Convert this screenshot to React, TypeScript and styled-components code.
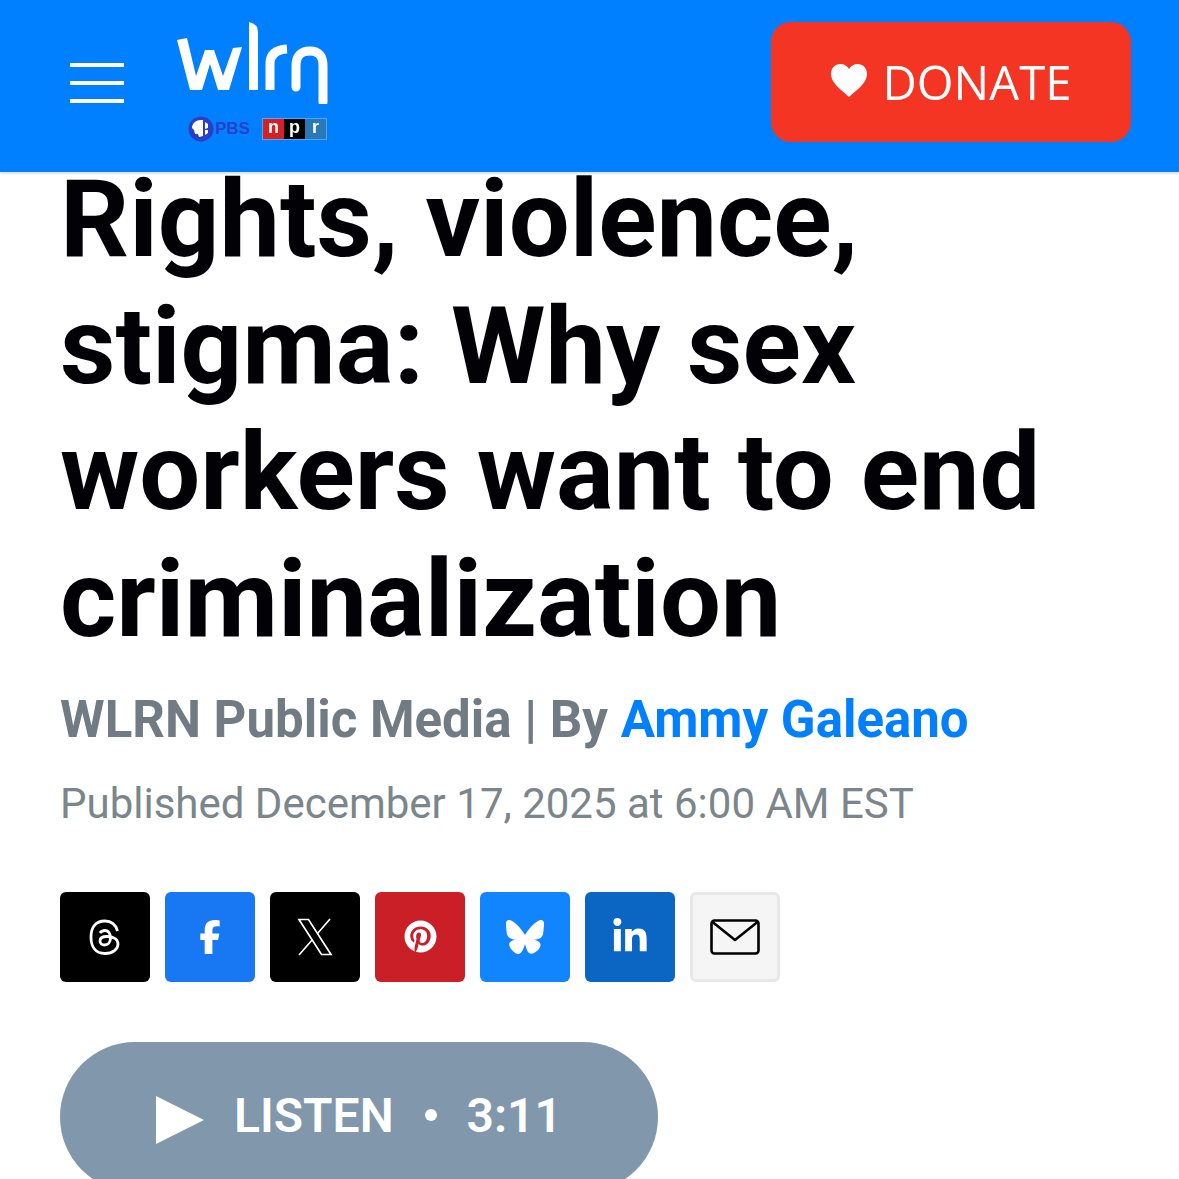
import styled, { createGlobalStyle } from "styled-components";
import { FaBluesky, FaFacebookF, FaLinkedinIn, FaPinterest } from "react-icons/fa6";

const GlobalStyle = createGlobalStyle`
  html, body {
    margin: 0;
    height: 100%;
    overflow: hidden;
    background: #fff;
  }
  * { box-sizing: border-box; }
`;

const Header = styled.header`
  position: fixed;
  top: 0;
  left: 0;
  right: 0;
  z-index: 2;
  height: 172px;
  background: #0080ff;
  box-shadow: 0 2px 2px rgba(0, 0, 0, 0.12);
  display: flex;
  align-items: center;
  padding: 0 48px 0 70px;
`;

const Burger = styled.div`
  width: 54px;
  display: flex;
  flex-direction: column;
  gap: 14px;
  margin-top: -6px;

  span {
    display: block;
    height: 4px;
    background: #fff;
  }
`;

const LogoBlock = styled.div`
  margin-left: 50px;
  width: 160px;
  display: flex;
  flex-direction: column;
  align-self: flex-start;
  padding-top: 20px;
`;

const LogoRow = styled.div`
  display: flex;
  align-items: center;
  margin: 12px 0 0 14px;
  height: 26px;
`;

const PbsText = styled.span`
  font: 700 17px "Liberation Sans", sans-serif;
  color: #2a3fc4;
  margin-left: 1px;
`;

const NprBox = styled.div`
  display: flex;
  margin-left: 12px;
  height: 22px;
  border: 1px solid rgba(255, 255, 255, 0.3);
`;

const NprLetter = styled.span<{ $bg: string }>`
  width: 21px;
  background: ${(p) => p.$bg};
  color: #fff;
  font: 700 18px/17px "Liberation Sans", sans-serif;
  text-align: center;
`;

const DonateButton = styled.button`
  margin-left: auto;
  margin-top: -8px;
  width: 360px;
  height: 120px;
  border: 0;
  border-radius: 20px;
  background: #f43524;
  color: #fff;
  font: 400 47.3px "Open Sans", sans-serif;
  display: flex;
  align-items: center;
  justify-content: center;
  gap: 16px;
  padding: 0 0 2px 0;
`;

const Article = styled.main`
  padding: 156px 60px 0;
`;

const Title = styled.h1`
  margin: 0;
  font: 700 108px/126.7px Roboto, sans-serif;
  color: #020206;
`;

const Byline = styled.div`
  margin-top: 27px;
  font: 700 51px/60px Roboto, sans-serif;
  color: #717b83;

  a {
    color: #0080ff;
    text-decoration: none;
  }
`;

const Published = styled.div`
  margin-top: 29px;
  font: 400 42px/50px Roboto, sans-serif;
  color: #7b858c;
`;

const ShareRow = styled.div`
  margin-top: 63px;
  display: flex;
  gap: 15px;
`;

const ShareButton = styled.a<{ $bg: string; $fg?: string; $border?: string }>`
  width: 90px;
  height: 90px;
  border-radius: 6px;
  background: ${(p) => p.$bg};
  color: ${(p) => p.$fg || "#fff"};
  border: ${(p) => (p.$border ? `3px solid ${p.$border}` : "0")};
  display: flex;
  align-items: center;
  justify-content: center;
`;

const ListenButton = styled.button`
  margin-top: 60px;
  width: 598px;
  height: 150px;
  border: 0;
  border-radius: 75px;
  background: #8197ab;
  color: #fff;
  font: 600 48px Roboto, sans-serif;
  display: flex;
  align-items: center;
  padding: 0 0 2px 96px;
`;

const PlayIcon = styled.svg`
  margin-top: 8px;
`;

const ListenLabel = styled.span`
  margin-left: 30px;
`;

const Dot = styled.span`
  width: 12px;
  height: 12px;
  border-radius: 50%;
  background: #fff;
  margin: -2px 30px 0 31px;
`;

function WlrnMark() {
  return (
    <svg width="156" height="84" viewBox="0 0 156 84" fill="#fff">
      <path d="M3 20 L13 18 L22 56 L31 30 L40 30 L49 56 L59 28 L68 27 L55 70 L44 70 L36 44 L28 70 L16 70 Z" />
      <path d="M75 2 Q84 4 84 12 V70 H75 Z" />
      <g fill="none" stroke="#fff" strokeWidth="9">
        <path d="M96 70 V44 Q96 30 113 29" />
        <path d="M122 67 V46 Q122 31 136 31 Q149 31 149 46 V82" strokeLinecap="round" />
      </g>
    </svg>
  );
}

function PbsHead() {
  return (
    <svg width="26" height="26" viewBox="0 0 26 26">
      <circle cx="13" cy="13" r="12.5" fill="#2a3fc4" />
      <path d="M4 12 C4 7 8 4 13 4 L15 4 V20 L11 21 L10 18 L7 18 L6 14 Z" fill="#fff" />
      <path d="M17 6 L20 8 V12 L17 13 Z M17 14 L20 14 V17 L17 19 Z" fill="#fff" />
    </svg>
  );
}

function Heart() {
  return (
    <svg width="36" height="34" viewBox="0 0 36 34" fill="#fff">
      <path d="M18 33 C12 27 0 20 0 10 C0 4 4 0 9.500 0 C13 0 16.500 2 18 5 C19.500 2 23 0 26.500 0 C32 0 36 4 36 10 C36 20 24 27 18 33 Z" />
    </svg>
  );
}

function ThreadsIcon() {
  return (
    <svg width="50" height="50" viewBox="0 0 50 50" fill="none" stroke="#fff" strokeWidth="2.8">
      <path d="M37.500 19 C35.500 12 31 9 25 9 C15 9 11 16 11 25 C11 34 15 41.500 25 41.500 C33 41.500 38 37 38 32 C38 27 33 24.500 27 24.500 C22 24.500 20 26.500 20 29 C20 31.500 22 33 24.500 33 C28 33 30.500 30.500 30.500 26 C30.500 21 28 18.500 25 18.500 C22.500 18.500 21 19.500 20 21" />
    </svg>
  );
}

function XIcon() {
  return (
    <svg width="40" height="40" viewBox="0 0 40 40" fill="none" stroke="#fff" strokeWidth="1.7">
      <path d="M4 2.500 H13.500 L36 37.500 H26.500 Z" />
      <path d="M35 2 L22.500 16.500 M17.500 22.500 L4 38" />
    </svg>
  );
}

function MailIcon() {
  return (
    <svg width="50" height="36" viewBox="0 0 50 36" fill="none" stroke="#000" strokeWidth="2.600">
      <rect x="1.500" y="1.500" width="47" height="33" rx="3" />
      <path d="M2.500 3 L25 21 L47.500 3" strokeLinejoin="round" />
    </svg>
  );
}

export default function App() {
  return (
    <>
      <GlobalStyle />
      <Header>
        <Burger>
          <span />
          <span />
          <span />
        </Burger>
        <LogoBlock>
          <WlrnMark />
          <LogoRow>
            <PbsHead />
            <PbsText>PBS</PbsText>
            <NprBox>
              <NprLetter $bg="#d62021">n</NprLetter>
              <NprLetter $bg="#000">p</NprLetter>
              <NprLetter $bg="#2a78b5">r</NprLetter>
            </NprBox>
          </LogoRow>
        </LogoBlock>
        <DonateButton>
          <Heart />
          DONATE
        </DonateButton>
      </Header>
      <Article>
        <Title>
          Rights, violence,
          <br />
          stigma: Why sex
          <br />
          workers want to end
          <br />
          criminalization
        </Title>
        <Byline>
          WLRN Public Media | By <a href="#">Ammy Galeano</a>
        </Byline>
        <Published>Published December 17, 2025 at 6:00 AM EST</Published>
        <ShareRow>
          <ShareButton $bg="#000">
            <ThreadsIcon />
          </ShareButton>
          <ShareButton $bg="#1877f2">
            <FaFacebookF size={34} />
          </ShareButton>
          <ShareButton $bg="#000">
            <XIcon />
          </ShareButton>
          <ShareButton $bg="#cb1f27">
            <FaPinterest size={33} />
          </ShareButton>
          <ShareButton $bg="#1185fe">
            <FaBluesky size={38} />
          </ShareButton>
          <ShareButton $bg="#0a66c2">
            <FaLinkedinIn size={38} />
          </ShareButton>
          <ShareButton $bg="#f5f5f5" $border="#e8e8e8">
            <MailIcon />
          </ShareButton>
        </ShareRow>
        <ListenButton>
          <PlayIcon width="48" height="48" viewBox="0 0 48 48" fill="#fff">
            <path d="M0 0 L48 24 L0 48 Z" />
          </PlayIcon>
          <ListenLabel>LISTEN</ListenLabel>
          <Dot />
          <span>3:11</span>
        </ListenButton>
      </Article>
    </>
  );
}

============

* Objective
Return, unchanged, the lines from the first line of the material through the line that holds "FaFacebookF, FaLinkedinIn, FaPinterest", inclusive, omitting pictures.

* Full answer
Convert this screenshot to React, TypeScript and styled-components code.
import styled, { createGlobalStyle } from "styled-components";
import { FaBluesky, FaFacebookF, FaLinkedinIn, FaPinterest } from "react-icons/fa6";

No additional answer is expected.